We’ve seen a lot of rumors regarding Apple’s iPhone 8 for the past several months, and more rumors continue to surface as we draw closer to its debut this September. One of the most rumored features on the device is a new Touch ID scanner which is said to be giving Apple a lot of trouble.
The latest round of speculation comes from KeyBanc Capital Markets analyst Andy Hargreaves who told investors that supply chain sources believe Apple is having technical problems with integrating Touch ID in the iPhone 8.
The most recent report from Barron’s states Apple is having difficulty putting a fingerprint sensor under the display of iPhone 8 and the company only has “just a couple of weeks” to resolve the issue before its earning predictions are at risk. The report goes on to say that Apple has until August to place orders for chips to support a fingerprint sensor, or delay the release of the device, or ship the device without a fingerprint ID scanner.

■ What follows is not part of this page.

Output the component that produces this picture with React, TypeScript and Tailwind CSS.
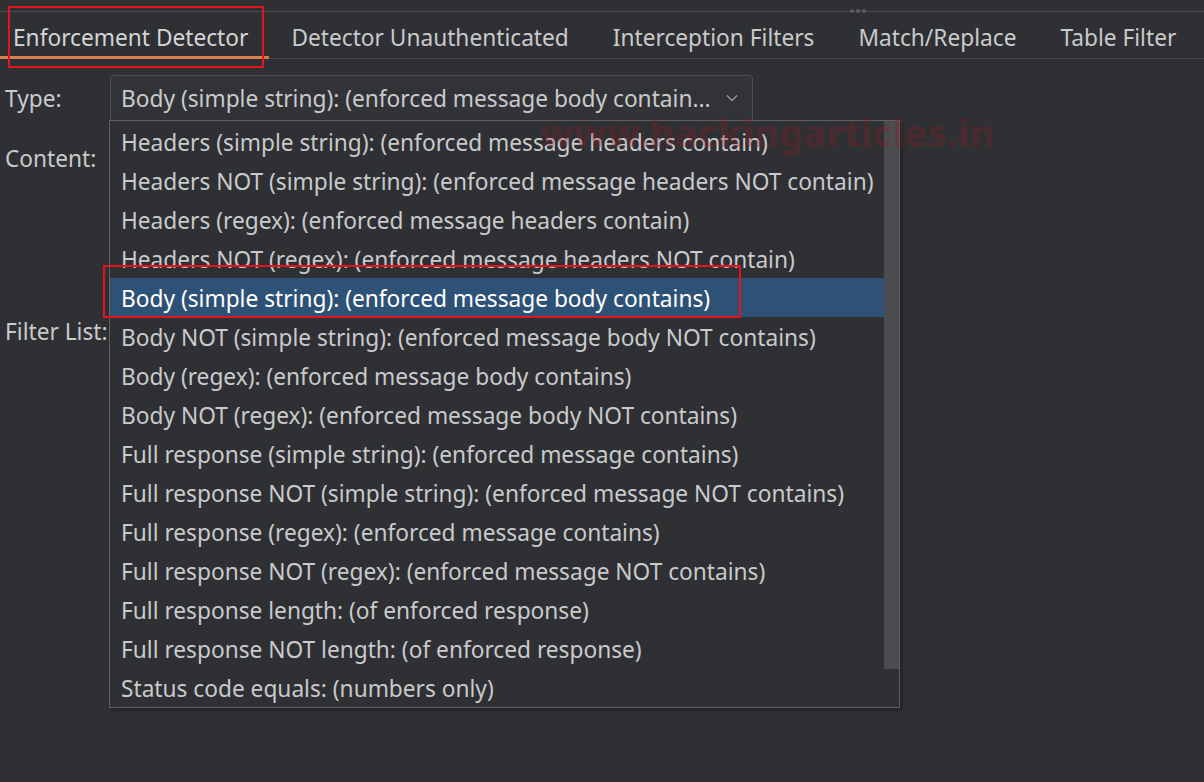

We believe it would typically take 12 weeks from placement of fingerprint IC orders to full volume production of iPhones. Consequently, if Apple is able to solve its fingerprint problems and place orders for fingerprint ICs before August, it would likely be able to reach volume production in late October or early November. We believe this remains Apple’s preferred path, and expect it would be acceptable to both consumers and investors. It is entirely unclear if Apple will be able to fix the problem in this time frame.
Earlier this month, KGI Securities analyst Ming-Chi Kuo told investors that Apple has plans to replace the Touch ID with a facial recognition security system. Hargreaves also thinks that Apple will replace Touch ID with facial recognition but will face many challenges.
We believe Apple’s facial recognition system solution should work from many angles and in low-light environments. However, it would not work without clear line of sight to the user’s face. Even if this encompassed just 5% of login scenarios, it would mean that several times a day the new iPhone would perform worse at an elemental feature than older iPhones, which would risk pushback from consumers. Further, we do not believe facial recognition would be initially qualified as an acceptable verification method for Apple Pay. While Apple could achieve this over time, the likelihood for an initial lack of Apple Pay could adversely affect demand.
Hargreaves believes that the device will be delayed until mid-November but won’t have any negative effects on investor expectations for the cycle. However, he notes anything past that could have negative repercussions.